Bisnis.com, JAKARTA - Komisi Pemberantasan Korupsi bersyukur Setya Novanto bisa menjalani persidangan kedua dengan baik tanpa dibumbui drama sakit sebagaimana sidang perdana.
Juru Bicara Komisi Pemberantasan Korupsi (KPK) Febri Diansyah mengatakan keadaan Novanto yang sehat bugar dalam sidang dengan materi pembacaan eksepsi, patut disyukuri dan berharap pada sidang-sidang selanjutnya, kondisi kesehatan yang prima bisa dipertahankan.
“Semoga jadi sinyal yang baik sehingga proses persidangan berjalan baik tanpa harus ada kejadian sakit dan perlu pemeriksaan dokter sehingga kita bisa fokus pemeriksaan pokok perkara,” paparnya, Rabu (20/12/2017).
Dia juga mengatakan bahwa dalam eksepsi yang dibacakan, tidak ditemukan hal baru karena alasan-alasan tersebut kerap diumbar ke publik oleh kubu Setya Novanto seperti terkait putusan praperadilan pada akhir September, seolah-oleh penyidikan kali kedua tidak sah.
“Selain itu mereka juga mempertanyakan mengapa yang melakukan penghitungan kerugian negara adalah BPKP bukan BPK. Padahal keputusan Mahkamah Konstitusi sudah menyatakan bahwa KPK bisa bekerja sama dengan pihak manapun dalam melakukan penghitungan kerugian negara. Lagipula hakim dalam persidangan dengan terdakwa yang berbeda telah mengatakan bahwa kerugian negara memang Rp2,3 triliun,” urainya.
Dia juga mengatakan bahwa dalam dakwaan pada sidang perdana pekan lalu, penuntut umum fokus menguraikan tentang peran Setya Novanto yang berbeda dengan para tersangka terdahulu yakni Irman, Sugiharto maupun Andi Agustinus aliasn Andi Narogong.
“Nanti akan kami jawab pada persidangan minggu depan,” paparnya.

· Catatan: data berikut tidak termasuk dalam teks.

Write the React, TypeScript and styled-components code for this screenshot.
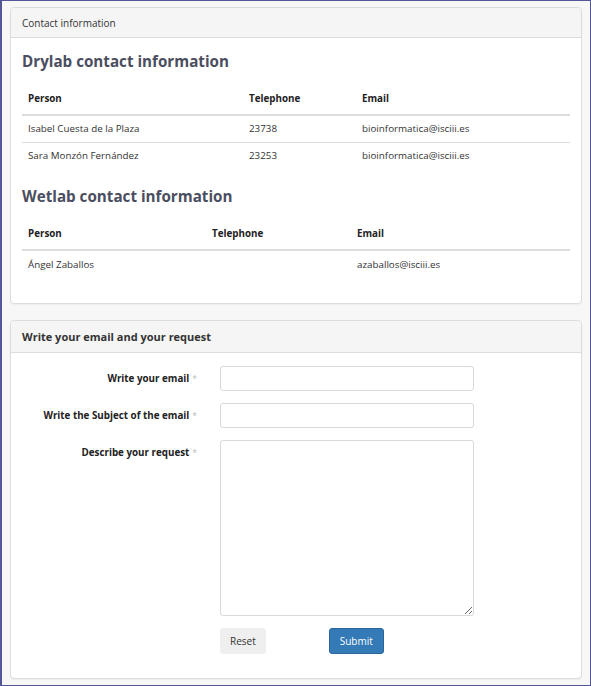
import React from "react";
import styled, { createGlobalStyle } from "styled-components";

const Global = createGlobalStyle`
  html, body { margin: 0; padding: 0; }
  body { font-family: "Open Sans", "Liberation Sans", sans-serif; color: #333; background: #f7f7f7; }
  * { box-sizing: border-box; }
`;

const Frame = styled.div`
  width: 591px;
  height: 686px;
  border: 1px solid #55559a;
  border-left-width: 2px;
  background: #f7f7f7;
  padding: 6px 8px 0 8px;
  display: flex;
  flex-direction: column;
  gap: 16px;
`;

const Card = styled.section`
  background: #fff;
  border: 1px solid #dcdcdc;
  border-radius: 4px;
  box-shadow: 0 1px 1px rgba(0, 0, 0, 0.04);
`;

const CardHeader = styled.div<{ $bold?: boolean }>`
  height: ${(p) => (p.$bold ? "32px" : "30px")};
  display: flex;
  align-items: center;
  padding: 0 11px;
  background: #f5f5f5;
  border-bottom: 1px solid #dddddd;
  border-radius: 4px 4px 0 0;
  font-size: ${(p) => (p.$bold ? "11px" : "10px")};
  font-weight: ${(p) => (p.$bold ? 700 : 400)};
  color: #333;
`;

const CardBody = styled.div<{ $pad: string }>`
  padding: ${(p) => p.$pad};
`;

const Heading = styled.h3<{ $top: number }>`
  margin: ${(p) => p.$top}px 0 0 0;
  font-size: 15.2px;
  line-height: 22px;
  font-weight: 700;
  color: #4a4e60;
`;

const Table = styled.table`
  width: 100%;
  border-collapse: collapse;
  table-layout: fixed;
  margin-top: 11px;
  font-size: 9.8px;
`;

const Th = styled.th<{ $w?: number }>`
  text-align: left;
  font-weight: 700;
  color: #222;
  height: 32px;
  padding: 0 6px;
  border-bottom: 2px solid #dddddd;
  width: ${(p) => (p.$w ? `${p.$w}px` : "auto")};
`;

const Td = styled.td`
  height: 27px;
  padding: 0 6px;
  color: #333;
  border-top: 1px solid #dddddd;
  tr:first-child > & { border-top: none; }
`;

const FormGrid = styled.div`
  display: grid;
  grid-template-columns: 183px 254px;
  column-gap: 15px;
  row-gap: 12px;
  align-items: start;
`;

const Label = styled.label`
  text-align: right;
  font-size: 9.8px;
  font-weight: 700;
  color: #222;
  padding-right: 8px;
  line-height: 25px;
`;

const Star = styled.span`
  color: #bbb;
  font-weight: 400;
  font-size: 8.5px;
  margin-left: 3px;
`;

const Input = styled.input`
  width: 254px;
  height: 25px;
  border: 1px solid #d9d9d9;
  border-radius: 3px;
  background: #fff;
  font-family: inherit;
`;

const TextArea = styled.textarea`
  width: 254px;
  height: 176px;
  border: 1px solid #d9d9d9;
  border-radius: 3px;
  background: #fff;
  font-family: inherit;
  display: block;
`;

const Buttons = styled.div`
  grid-column: 2;
  display: flex;
  gap: 63px;
`;

const Button = styled.button<{ $primary?: boolean }>`
  height: 26px;
  padding: 0 ${(p) => (p.$primary ? "10px" : "9px")};
  font-family: inherit;
  font-size: 10px;
  border-radius: 3px;
  border: 1px solid ${(p) => (p.$primary ? "#2a659b" : "#efefef")};
  background: ${(p) => (p.$primary ? "#337ab7" : "#efefef")};
  color: ${(p) => (p.$primary ? "#fff" : "#333")};
  cursor: pointer;
`;

const dry = [
  ["Isabel Cuesta de la Plaza", "23738", "bioinformatica@isciii.es"],
  ["Sara Monzón Fernández", "23253", "bioinformatica@isciii.es"],
];
const wet = [["Ángel Zaballos", "", "azaballos@isciii.es"]];

export default function App() {
  return (
    <>
      <Global />
      <Frame>
        <Card>
          <CardHeader>Contact information</CardHeader>
          <CardBody $pad="0 11px 26px 11px">
            <Heading $top={12}>Drylab contact information</Heading>
            <Table>
              <thead>
                <tr>
                  <Th $w={221}>Person</Th>
                  <Th $w={113}>Telephone</Th>
                  <Th>Email</Th>
                </tr>
              </thead>
              <tbody>
                {dry.map((r) => (
                  <tr key={r[0]}>
                    {r.map((c, i) => (
                      <Td key={i}>{c}</Td>
                    ))}
                  </tr>
                ))}
              </tbody>
            </Table>
            <Heading $top={16}>Wetlab contact information</Heading>
            <Table>
              <thead>
                <tr>
                  <Th $w={184}>Person</Th>
                  <Th $w={145}>Telephone</Th>
                  <Th>Email</Th>
                </tr>
              </thead>
              <tbody>
                {wet.map((r) => (
                  <tr key={r[0]}>
                    {r.map((c, i) => (
                      <Td key={i}>{c}</Td>
                    ))}
                  </tr>
                ))}
              </tbody>
            </Table>
          </CardBody>
        </Card>
        <Card>
          <CardHeader $bold>Write your email and your request</CardHeader>
          <CardBody $pad="13px 11px 24px 11px">
            <FormGrid>
              <Label>
                Write your email<Star>*</Star>
              </Label>
              <Input type="text" />
              <Label>
                Write the Subject of the email<Star>*</Star>
              </Label>
              <Input type="text" />
              <Label>
                Describe your request<Star>*</Star>
              </Label>
              <TextArea />
              <Buttons>
                <Button type="button">Reset</Button>
                <Button type="button" $primary>
                  Submit
                </Button>
              </Buttons>
            </FormGrid>
          </CardBody>
        </Card>
      </Frame>
    </>
  );
}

Pada sidang eksepsi , tim pengacara yang dipimpin Maqdir Ismail membacakan nota eksepsi. Mereka, menolak dakwaan penuntut umum bahwa Novanto menerima uang sebesar US$7,3 juta dan sebuah arloji seharga US$135.000.
Mereka juga menilai bahwa penuntut umum tidak cermat dalam melakukan perhitungan kerugian negara. Pasalnya, jika Setya Novanto didakwa menerima uang jutaan dolar AS tersebut maka tentunya jumlah kerugian negara melebihi Rp2,3 triliun. Namun, dalam dakwaan, nilai kerugian negara tersebut tidak berubah, sama seperti dalam dakwaan terhadap Irman, Sugiharto dan Andi Agustinus, para tersangka lain dalam rangkaian korupsi ini.
Dalam dakwaan terhadap ketiga tersangka tersebut, penuntut umum memang tidak menguraikan perbuatan korupsi yang dilakukan oleh mereka telah menguntungkan Setya Novanto namun hanya mengurai beberapa peran politisi tersebut dalam mengatur penganggaran serta alokasi dana proyek.
Dalam eksepsi itu, tim pengacara juga menyinggung perihal beberapa nama politisi yang tidak disebut dalam dakwaan terhadap Setya Novanto. Padahal dalam dua perkara yang lain, nama-nama seperti Ganjar Pranowo, Olly Dondokambey serta Yasonna Laoly disebut turut menerima aliran dana haram tersebut.
Olly yang saat ini menjabat sebagai Gubernur Sulawesi Utara dikatakan menerima US$ 1,2 juta, Yasonna mendapatkan US$84.000 sementara Ganjar Pranowo disebut mendapatkan uang sebesar US$520.000.